The evolving income need – the hard bit!
From experience as well as well-documented surveys and commentary, we know there are broadly four common spending stages in retirement. The vast majority of us will experience each of the stages, albeit for completely different amounts of time:
Active – Where health and wealth allow an active lifestyle
Passive – Spending starts to decrease as health begins to restrict capability
Assisted – Spending increases as amendments are made to home to accommodate lifestyle
Supported – Where ongoing and perhaps full-time care is required
Our experience over nearly 40 years has shown that everyone is different. Different goals, different health issues, different longevity, different amount of wealth etc etc
Taken collectively, we know three things:
- Accurately predicting our clients’ expenditure is impossible.
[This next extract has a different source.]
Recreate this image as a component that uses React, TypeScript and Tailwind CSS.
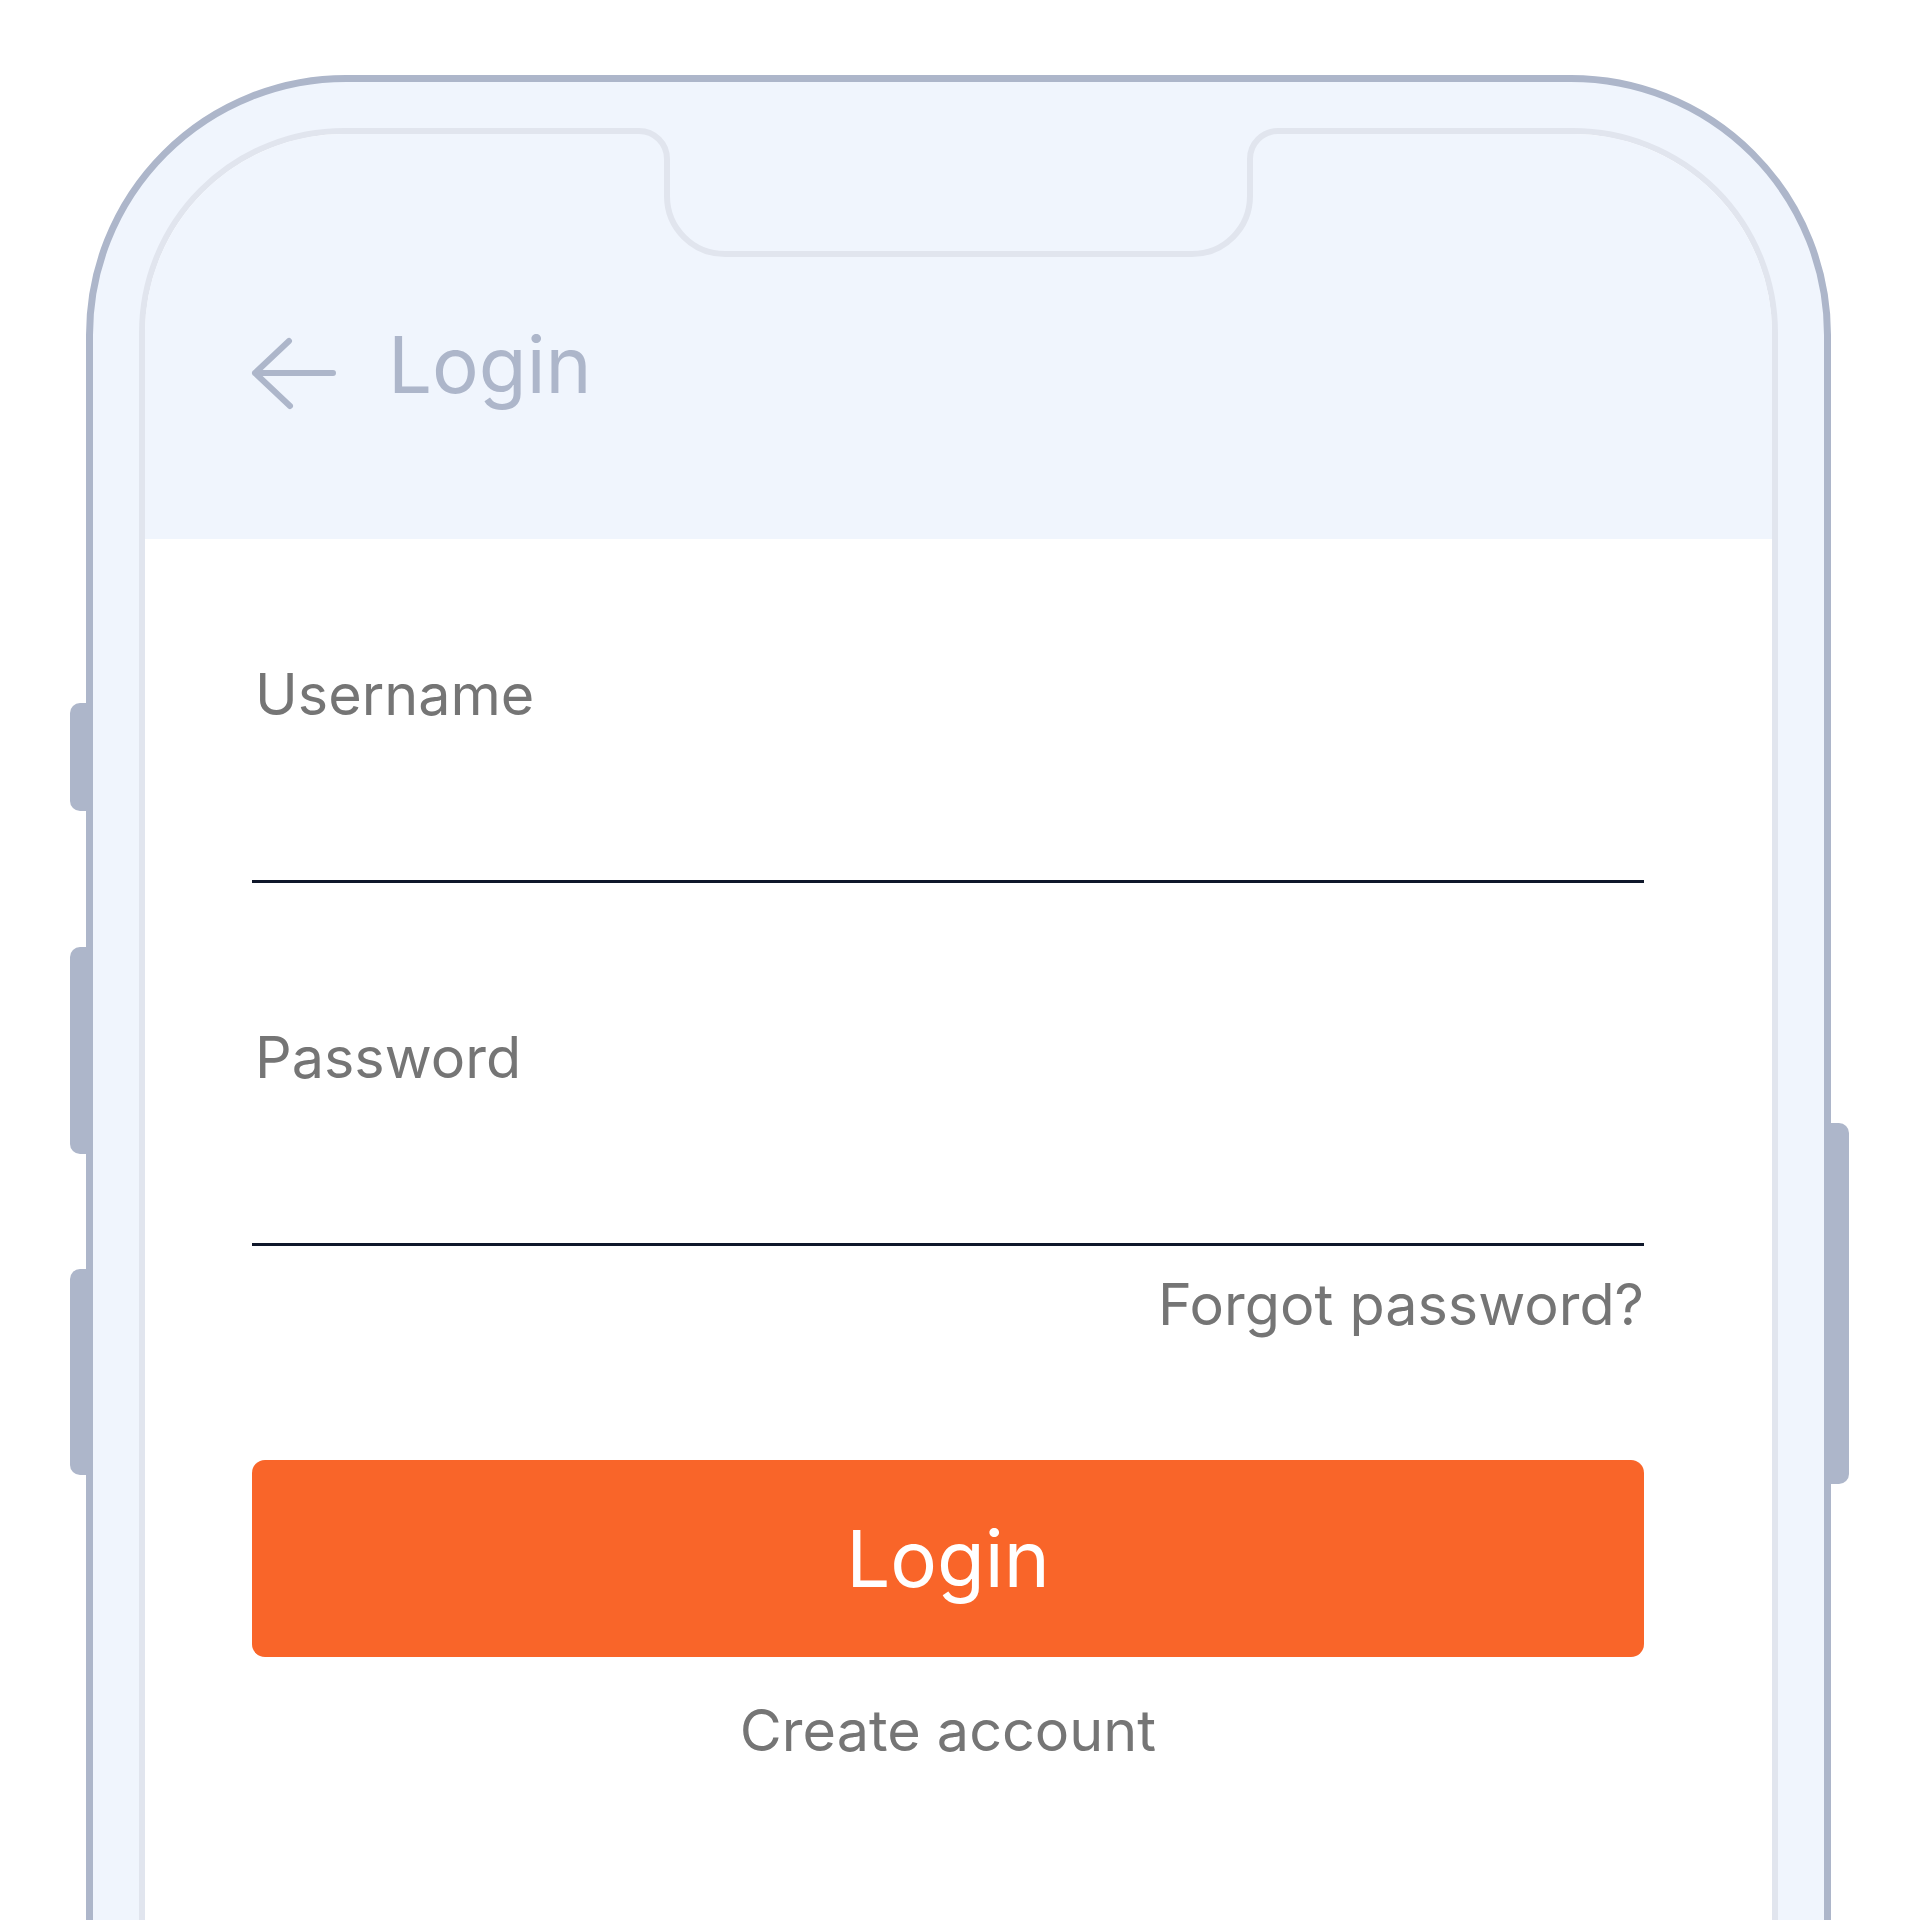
import React from "react";

export default function App() {
  return (
    <div className="w-[1920px] h-[1920px] overflow-hidden bg-white font-[Inter,sans-serif]">
      <div className="relative ml-[86px] mt-[75px] w-[1745px] h-[2100px] rounded-t-[260px] border-[7px] border-[#adb6ca] bg-[#f0f5fd] p-[46px]">
        {/* side buttons */}
        <div className="absolute left-[-23px] top-[621px] w-[16px] h-[108px] rounded-l-[10px] bg-[#adb6ca]" />
        <div className="absolute left-[-23px] top-[865px] w-[16px] h-[207px] rounded-l-[10px] bg-[#adb6ca]" />
        <div className="absolute left-[-23px] top-[1187px] w-[16px] h-[206px] rounded-l-[10px] bg-[#adb6ca]" />
        <div className="absolute right-[-25px] top-[1041px] w-[18px] h-[361px] rounded-r-[10px] bg-[#adb6ca]" />

        {/* screen */}
        <div className="h-full overflow-hidden rounded-t-[205px] border-[6px] border-[#e1e5ee] bg-white">
          <div className="flex h-[405px] items-start bg-[#f0f5fd] pl-[105px] pt-[192px]">
            <svg width="88" height="76" viewBox="0 0 88 76" className="mt-[10px] shrink-0">
              <path
                d="M39 5 L5 37 L40 70 M5 37 H83"
                fill="none"
                stroke="#adb6ca"
                strokeWidth="6"
                strokeLinecap="round"
                strokeLinejoin="round"
              />
            </svg>
            <span className="ml-[50px] text-[78px] leading-[78px] text-[#adb6ca]">Login</span>
          </div>
          <div className="flex w-[1499px] flex-col pl-[107px] pt-[126px]">
            <div className="pl-[3px] text-[57.5px] leading-[58px] text-[#757575]">Username</div>
            <div className="h-[160px] border-b-[3px] border-[#0f172a]" />
            <div className="mt-[145px] pl-[3px] text-[57.5px] leading-[58px] text-[#757575]">Password</div>
            <div className="h-[160px] border-b-[3px] border-[#0f172a]" />
            <div className="mt-[29px] text-right text-[57.5px] leading-[58px] text-[#757575]">Forgot password?</div>
            <button className="mt-[127px] flex h-[197px] items-center justify-center rounded-[13px] bg-[#f96529]">
              <span className="text-[78px] leading-[78px] text-white">Login</span>
            </button>
            <div className="mt-[44px] text-center text-[57.5px] leading-[58px] text-[#757575]">Create account</div>
          </div>
        </div>

        {/* notch */}
        <svg
          width="657"
          height="136"
          viewBox="0 0 657 136"
          className="absolute left-[537px] top-[44px]"
        >
          <path
            d="M0 5 H9 A28 28 0 0 1 37 33 V70 A58 58 0 0 0 95 128 H562 A58 58 0 0 0 620 70 V33 A28 28 0 0 1 648 5 H657 V0 H0 Z"
            fill="#f0f5fd"
          />
          <path
            d="M0 5 H9 A28 28 0 0 1 37 33 V70 A58 58 0 0 0 95 128 H562 A58 58 0 0 0 620 70 V33 A28 28 0 0 1 648 5 H657"
            fill="none"
            stroke="#e1e5ee"
            strokeWidth="6"
          />
        </svg>
      </div>
    </div>
  );
}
- The amount of time spent in each of the four stages, if any, is completely dependent upon individual circumstances and needs.
- We need to help clients plan for the unexpected as well as the expected.
As pension savings can now be left to future generations, they have become very tax efficient intergenerational planning tools. As such, we can provide valuable advice on how to ring fence pension funds if there are other assets which might be better utilised for income, so that children and grandchildren can have a better start in life.
So, we can see that pension drawdown is a balancing act between mitigating risk, receiving suitable returns, sustainable income and retaining some flexibility.
Flexibility and regular review of the pension are essential to assess investment suitability, risk, returns, sustainability of income, costs, wrapper suitability and diversification. More important though is the necessity of discussing more personal issues with clients, like health, family issues, desired lifestyle costs, special events, ongoing security and overall happiness and wellbeing.
Only when we able to help clients organise their drawdown income and other retirement options to best facilitate the life they want to lead and what matters most to them, do we consider that we have done a great job!